(Records contained in a dataset):

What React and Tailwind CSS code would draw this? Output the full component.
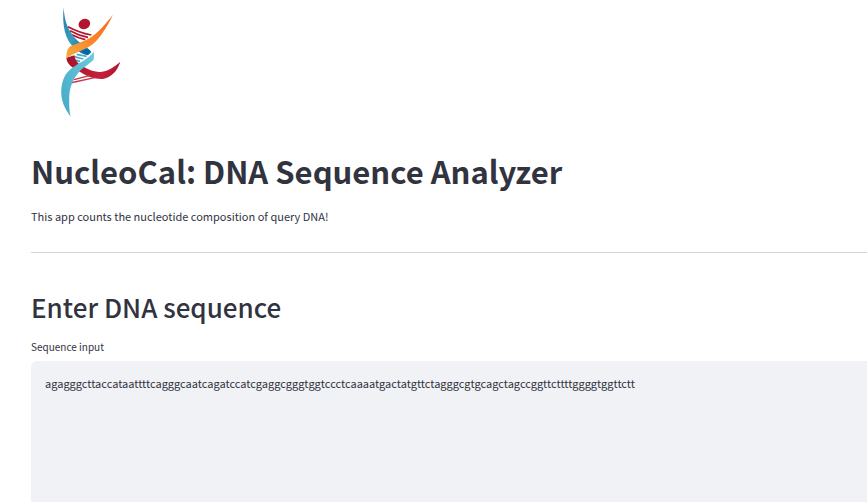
function Logo() {
  return (
    <svg viewBox="0 0 240 360" className="h-[120px] w-20" role="img" aria-label="NucleoCal logo">
      <defs>
        <linearGradient id="blue" x1="0" y1="0" x2="1" y2="1">
          <stop offset="0" stopColor="#2b7aa6" />
          <stop offset="0.5" stopColor="#3b9cc0" />
          <stop offset="0.85" stopColor="#0068a8" />
        </linearGradient>
        <linearGradient id="orange" x1="1" y1="0" x2="0" y2="1">
          <stop offset="0" stopColor="#f26a21" />
          <stop offset="0.5" stopColor="#fb8426" />
          <stop offset="1" stopColor="#f3ac45" />
        </linearGradient>
        <linearGradient id="red" x1="0" y1="0" x2="1" y2="0">
          <stop offset="0" stopColor="#a5142a" />
          <stop offset="0.6" stopColor="#c4203a" />
          <stop offset="1" stopColor="#b0152f" />
        </linearGradient>
        <linearGradient id="cyan" x1="1" y1="0" x2="0" y2="1">
          <stop offset="0" stopColor="#6ccbdc" />
          <stop offset="1" stopColor="#43a9c6" />
        </linearGradient>
      </defs>
      <ellipse cx="103" cy="72" rx="18" ry="15" transform="rotate(-28 103 72)" fill="#b3142f" />
      <g fill="none" stroke="#b3142f" strokeWidth="5">
        <path d="M54 80 Q85 97 124 105" />
        <path d="M60 92 Q85 106 114 112" />
        <path d="M66 104 Q85 114 106 119" />
      </g>
      <path d="M41 22 C43 65 54 88 73 112 C88 132 116 143 124 156 L114 166 C101 164 89 158 76 147 C44 120 36 76 41 22Z" fill="url(#blue)" />
      <g fill="none" stroke="#4aaecb" strokeWidth="5">
        <path d="M80 163 L110 169" />
        <path d="M72 170 L100 177" />
        <path d="M78 181 L90 184" />
      </g>
      <path d="M49 173 L73 166 C75 180 86 195 103 202 C121 211 136 217 151 216 C178 213 194 199 211 185 C202 213 184 232 158 237 C135 238 112 230 92 217 C70 203 51 196 49 173Z" fill="url(#red)" />
      <g fill="none" stroke="#c4354a" strokeWidth="4">
        <path d="M72 239 L118 227" />
        <path d="M60 249 L134 233" />
      </g>
      <path d="M189 44 C171 80 153 111 128 133 C106 151 70 158 49 176 C49 161 51 147 59 140 C76 130 103 127 127 109 C151 91 172 65 189 44Z" fill="url(#orange)" />
      <path d="M131 155 C132 163 133 173 130 180 C118 193 96 203 84 220 C67 241 60 262 58 286 C57 315 58 335 62 350 C45 329 31 299 34 268 C36 240 46 218 67 203 C87 188 115 178 131 155Z" fill="url(#cyan)" />
    </svg>
  );
}

export default function App() {
  return (
    <main className="flex min-h-screen flex-col bg-white pl-[31px] font-['Noto_Sans_CJK_SC',sans-serif] text-[#31333f]">
      <div className="pl-[19px]">
        <Logo />
      </div>
      <h1 className="mt-[31px] text-[31px] leading-10 font-bold">NucleoCal: DNA Sequence Analyzer</h1>
      <p className="mt-[15px] text-[11px] leading-5">This app counts the nucleotide composition of query DNA!</p>
      <hr className="mt-[26px] border-[#d6d6d8]" />
      <h2 className="mt-[34px] text-[26px] leading-10 font-medium">Enter DNA sequence</h2>
      <label htmlFor="sequence" className="mt-3 text-[10px] leading-4">
        Sequence input
      </label>
      <textarea
        id="sequence"
        className="mt-1.5 block w-full flex-1 resize-none rounded-tl-md bg-[#f0f2f6] px-3.5 py-3 text-[11px] leading-5 outline-none"
        spellCheck={false}
        defaultValue="agagggcttaccataattttcagggcaatcagatccatcgaggcgggtggtccctcaaaatgactatgttctagggcgtgcagctagccggttcttttggggtggttctt"
      />
    </main>
  );
}
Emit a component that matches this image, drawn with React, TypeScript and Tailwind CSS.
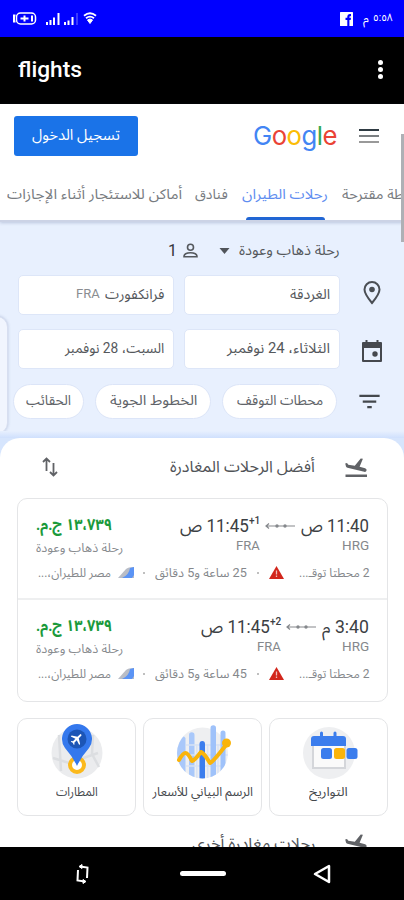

(Work instructions):
Quote the records in their entirety, keeping the wording exact and excluding pictures.

(Response):
What React and Tailwind CSS code would draw this? Output the full component.
function Logo() {
  return (
    <svg viewBox="0 0 240 360" className="h-[120px] w-20" role="img" aria-label="NucleoCal logo">
      <defs>
        <linearGradient id="blue" x1="0" y1="0" x2="1" y2="1">
          <stop offset="0" stopColor="#2b7aa6" />
          <stop offset="0.5" stopColor="#3b9cc0" />
          <stop offset="0.85" stopColor="#0068a8" />
        </linearGradient>
        <linearGradient id="orange" x1="1" y1="0" x2="0" y2="1">
          <stop offset="0" stopColor="#f26a21" />
          <stop offset="0.5" stopColor="#fb8426" />
          <stop offset="1" stopColor="#f3ac45" />
        </linearGradient>
        <linearGradient id="red" x1="0" y1="0" x2="1" y2="0">
          <stop offset="0" stopColor="#a5142a" />
          <stop offset="0.6" stopColor="#c4203a" />
          <stop offset="1" stopColor="#b0152f" />
        </linearGradient>
        <linearGradient id="cyan" x1="1" y1="0" x2="0" y2="1">
          <stop offset="0" stopColor="#6ccbdc" />
          <stop offset="1" stopColor="#43a9c6" />
        </linearGradient>
      </defs>
      <ellipse cx="103" cy="72" rx="18" ry="15" transform="rotate(-28 103 72)" fill="#b3142f" />
      <g fill="none" stroke="#b3142f" strokeWidth="5">
        <path d="M54 80 Q85 97 124 105" />
        <path d="M60 92 Q85 106 114 112" />
        <path d="M66 104 Q85 114 106 119" />
      </g>
      <path d="M41 22 C43 65 54 88 73 112 C88 132 116 143 124 156 L114 166 C101 164 89 158 76 147 C44 120 36 76 41 22Z" fill="url(#blue)" />
      <g fill="none" stroke="#4aaecb" strokeWidth="5">
        <path d="M80 163 L110 169" />
        <path d="M72 170 L100 177" />
        <path d="M78 181 L90 184" />
      </g>
      <path d="M49 173 L73 166 C75 180 86 195 103 202 C121 211 136 217 151 216 C178 213 194 199 211 185 C202 213 184 232 158 237 C135 238 112 230 92 217 C70 203 51 196 49 173Z" fill="url(#red)" />
      <g fill="none" stroke="#c4354a" strokeWidth="4">
        <path d="M72 239 L118 227" />
        <path d="M60 249 L134 233" />
      </g>
      <path d="M189 44 C171 80 153 111 128 133 C106 151 70 158 49 176 C49 161 51 147 59 140 C76 130 103 127 127 109 C151 91 172 65 189 44Z" fill="url(#orange)" />
      <path d="M131 155 C132 163 133 173 130 180 C118 193 96 203 84 220 C67 241 60 262 58 286 C57 315 58 335 62 350 C45 329 31 299 34 268 C36 240 46 218 67 203 C87 188 115 178 131 155Z" fill="url(#cyan)" />
    </svg>
  );
}

export default function App() {
  return (
    <main className="flex min-h-screen flex-col bg-white pl-[31px] font-['Noto_Sans_CJK_SC',sans-serif] text-[#31333f]">
      <div className="pl-[19px]">
        <Logo />
      </div>
      <h1 className="mt-[31px] text-[31px] leading-10 font-bold">NucleoCal: DNA Sequence Analyzer</h1>
      <p className="mt-[15px] text-[11px] leading-5">This app counts the nucleotide composition of query DNA!</p>
      <hr className="mt-[26px] border-[#d6d6d8]" />
      <h2 className="mt-[34px] text-[26px] leading-10 font-medium">Enter DNA sequence</h2>
      <label htmlFor="sequence" className="mt-3 text-[10px] leading-4">
        Sequence input
      </label>
      <textarea
        id="sequence"
        className="mt-1.5 block w-full flex-1 resize-none rounded-tl-md bg-[#f0f2f6] px-3.5 py-3 text-[11px] leading-5 outline-none"
        spellCheck={false}
        defaultValue="agagggcttaccataattttcagggcaatcagatccatcgaggcgggtggtccctcaaaatgactatgttctagggcgtgcagctagccggttcttttggggtggttctt"
      />
    </main>
  );
}
Emit a component that matches this image, drawn with React, TypeScript and Tailwind CSS.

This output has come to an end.